GOAL OF THE EXERCISE: Show every line that has the string "with" in it.

COLLECTED DATA:
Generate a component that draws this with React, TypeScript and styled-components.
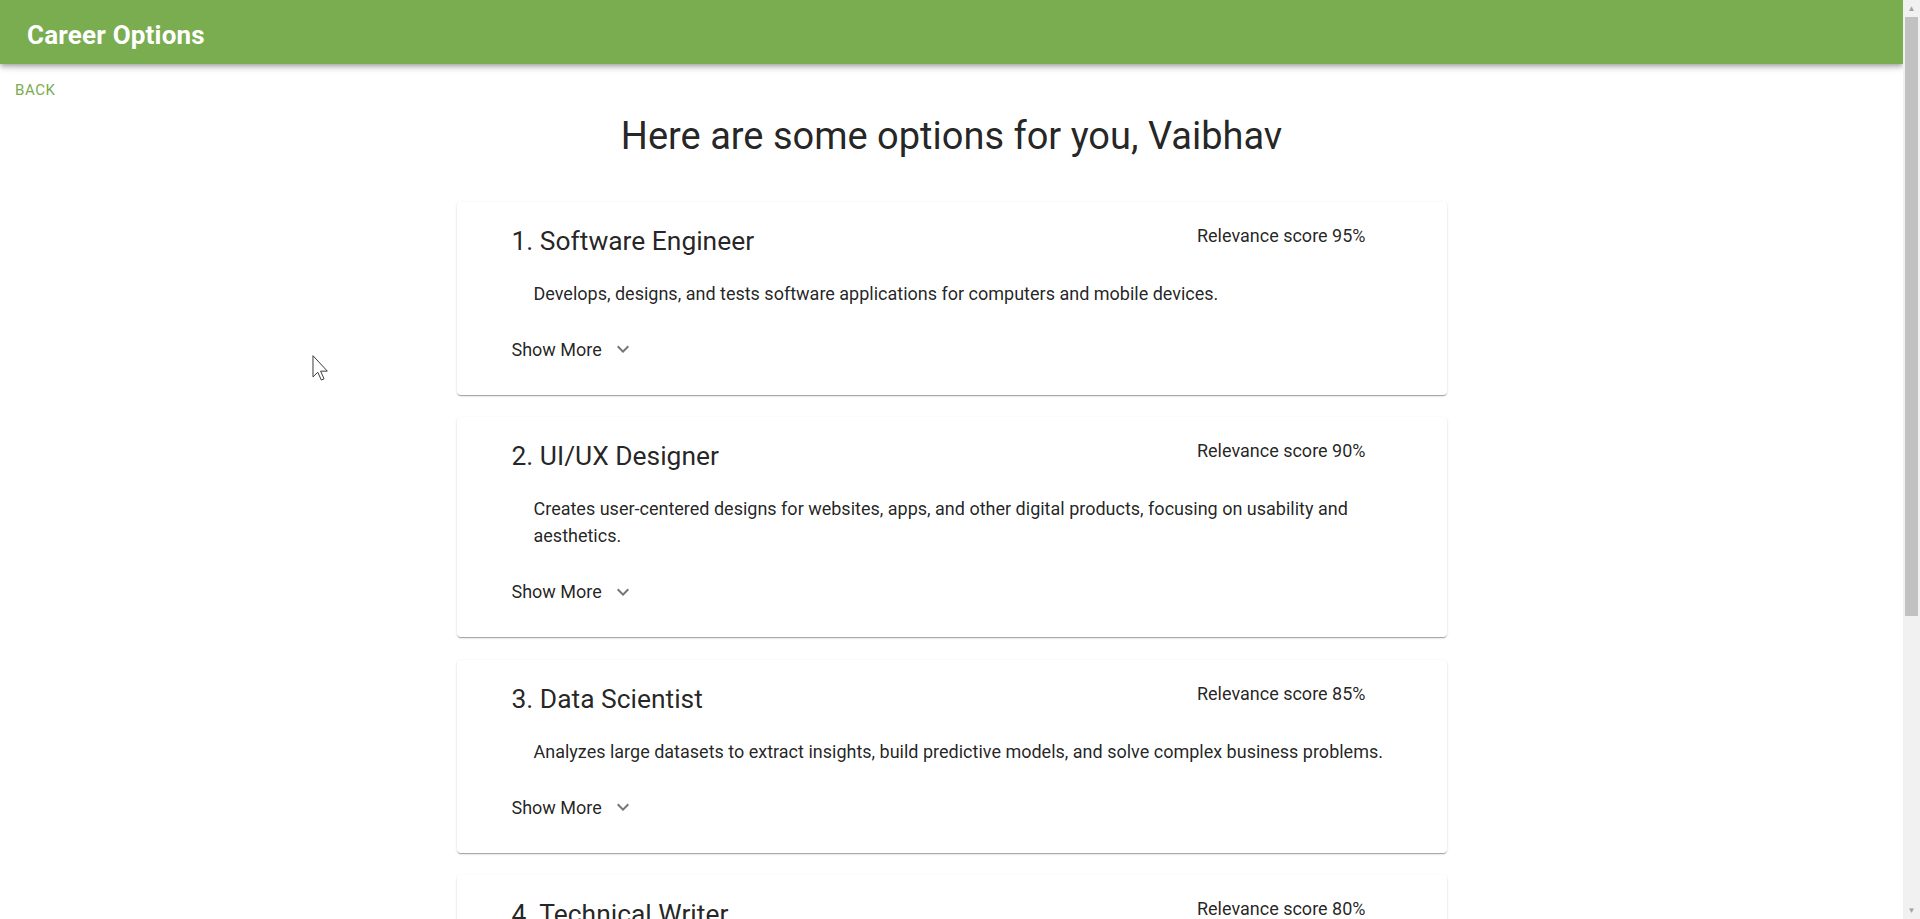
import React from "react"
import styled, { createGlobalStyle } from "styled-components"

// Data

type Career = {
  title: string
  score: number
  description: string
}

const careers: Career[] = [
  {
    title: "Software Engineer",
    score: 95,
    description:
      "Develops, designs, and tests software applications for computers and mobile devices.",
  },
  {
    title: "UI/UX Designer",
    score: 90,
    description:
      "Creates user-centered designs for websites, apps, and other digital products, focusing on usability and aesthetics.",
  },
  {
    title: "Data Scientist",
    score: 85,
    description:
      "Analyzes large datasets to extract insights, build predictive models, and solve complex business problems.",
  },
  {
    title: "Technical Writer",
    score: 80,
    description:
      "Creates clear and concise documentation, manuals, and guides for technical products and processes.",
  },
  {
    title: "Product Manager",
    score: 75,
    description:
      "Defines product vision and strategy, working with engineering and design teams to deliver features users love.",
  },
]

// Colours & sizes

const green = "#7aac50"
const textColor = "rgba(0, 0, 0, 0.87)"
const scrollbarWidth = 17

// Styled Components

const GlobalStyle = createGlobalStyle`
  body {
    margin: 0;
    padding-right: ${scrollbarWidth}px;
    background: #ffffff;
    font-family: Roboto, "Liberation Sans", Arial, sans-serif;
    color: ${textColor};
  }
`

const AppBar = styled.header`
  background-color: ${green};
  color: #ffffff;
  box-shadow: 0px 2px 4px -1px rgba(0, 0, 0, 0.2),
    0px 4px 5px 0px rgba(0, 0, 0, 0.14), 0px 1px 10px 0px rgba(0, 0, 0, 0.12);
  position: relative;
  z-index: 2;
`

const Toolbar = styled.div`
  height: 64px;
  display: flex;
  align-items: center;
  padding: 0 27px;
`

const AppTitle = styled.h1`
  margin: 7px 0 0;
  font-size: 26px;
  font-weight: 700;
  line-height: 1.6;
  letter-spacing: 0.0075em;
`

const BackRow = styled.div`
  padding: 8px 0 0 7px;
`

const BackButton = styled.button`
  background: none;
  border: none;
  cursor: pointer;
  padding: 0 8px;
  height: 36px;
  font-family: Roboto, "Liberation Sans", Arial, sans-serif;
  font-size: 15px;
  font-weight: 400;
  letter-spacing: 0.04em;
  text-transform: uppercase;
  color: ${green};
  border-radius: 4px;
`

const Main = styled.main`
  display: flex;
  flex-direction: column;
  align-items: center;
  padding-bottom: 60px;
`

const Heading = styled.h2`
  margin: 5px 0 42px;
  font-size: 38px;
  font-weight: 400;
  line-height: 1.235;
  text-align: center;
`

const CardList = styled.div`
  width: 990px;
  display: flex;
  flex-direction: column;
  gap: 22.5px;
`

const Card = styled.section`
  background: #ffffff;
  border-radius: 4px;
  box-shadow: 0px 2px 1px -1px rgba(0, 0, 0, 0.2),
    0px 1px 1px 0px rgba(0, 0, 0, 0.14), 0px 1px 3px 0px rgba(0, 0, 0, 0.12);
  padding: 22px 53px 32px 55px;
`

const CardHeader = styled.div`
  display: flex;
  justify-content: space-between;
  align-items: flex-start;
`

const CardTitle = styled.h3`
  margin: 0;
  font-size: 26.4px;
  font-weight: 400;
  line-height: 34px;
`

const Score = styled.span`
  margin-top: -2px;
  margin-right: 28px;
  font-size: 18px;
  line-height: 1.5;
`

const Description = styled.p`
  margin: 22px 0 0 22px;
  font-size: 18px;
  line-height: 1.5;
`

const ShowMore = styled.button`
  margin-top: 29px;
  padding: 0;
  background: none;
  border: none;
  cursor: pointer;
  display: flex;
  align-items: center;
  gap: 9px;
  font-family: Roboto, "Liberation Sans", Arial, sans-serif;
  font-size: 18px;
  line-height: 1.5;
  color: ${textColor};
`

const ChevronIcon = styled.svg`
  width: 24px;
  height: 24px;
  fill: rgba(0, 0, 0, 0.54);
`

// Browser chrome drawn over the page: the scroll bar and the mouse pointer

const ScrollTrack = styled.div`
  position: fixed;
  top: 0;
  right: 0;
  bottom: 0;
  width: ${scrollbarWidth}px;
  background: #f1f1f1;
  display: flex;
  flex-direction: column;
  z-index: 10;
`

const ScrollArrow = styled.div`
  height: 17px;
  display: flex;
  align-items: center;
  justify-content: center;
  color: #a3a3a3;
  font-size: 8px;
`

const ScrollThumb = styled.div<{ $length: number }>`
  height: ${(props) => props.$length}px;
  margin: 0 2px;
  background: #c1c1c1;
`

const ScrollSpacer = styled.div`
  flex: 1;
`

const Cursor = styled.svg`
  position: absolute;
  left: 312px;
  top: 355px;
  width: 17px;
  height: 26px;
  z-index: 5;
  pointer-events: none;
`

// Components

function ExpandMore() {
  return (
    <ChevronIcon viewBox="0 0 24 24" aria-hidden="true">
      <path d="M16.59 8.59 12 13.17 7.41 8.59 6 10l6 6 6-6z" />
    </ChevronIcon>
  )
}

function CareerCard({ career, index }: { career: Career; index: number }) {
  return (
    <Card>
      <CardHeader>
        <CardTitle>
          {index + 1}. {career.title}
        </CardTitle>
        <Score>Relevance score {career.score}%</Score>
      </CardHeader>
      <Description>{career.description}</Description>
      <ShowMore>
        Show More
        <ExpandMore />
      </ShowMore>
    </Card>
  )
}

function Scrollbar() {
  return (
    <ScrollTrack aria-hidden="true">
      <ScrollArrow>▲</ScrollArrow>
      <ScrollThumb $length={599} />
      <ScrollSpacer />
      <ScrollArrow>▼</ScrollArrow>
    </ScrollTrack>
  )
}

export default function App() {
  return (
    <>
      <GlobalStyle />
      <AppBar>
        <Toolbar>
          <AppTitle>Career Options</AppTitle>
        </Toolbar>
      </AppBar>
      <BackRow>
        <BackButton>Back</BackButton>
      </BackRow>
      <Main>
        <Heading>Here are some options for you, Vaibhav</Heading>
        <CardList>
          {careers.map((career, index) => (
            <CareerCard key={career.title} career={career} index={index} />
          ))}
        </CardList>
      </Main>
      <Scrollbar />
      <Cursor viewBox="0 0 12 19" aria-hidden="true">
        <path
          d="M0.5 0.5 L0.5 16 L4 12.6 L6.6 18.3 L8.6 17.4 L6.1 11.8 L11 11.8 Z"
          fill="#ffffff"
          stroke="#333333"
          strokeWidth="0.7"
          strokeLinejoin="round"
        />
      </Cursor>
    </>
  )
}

EXERCISE SOLUTION:
Generate a component that draws this with React, TypeScript and styled-components.
      "Defines product vision and strategy, working with engineering and design teams to deliver features users love.",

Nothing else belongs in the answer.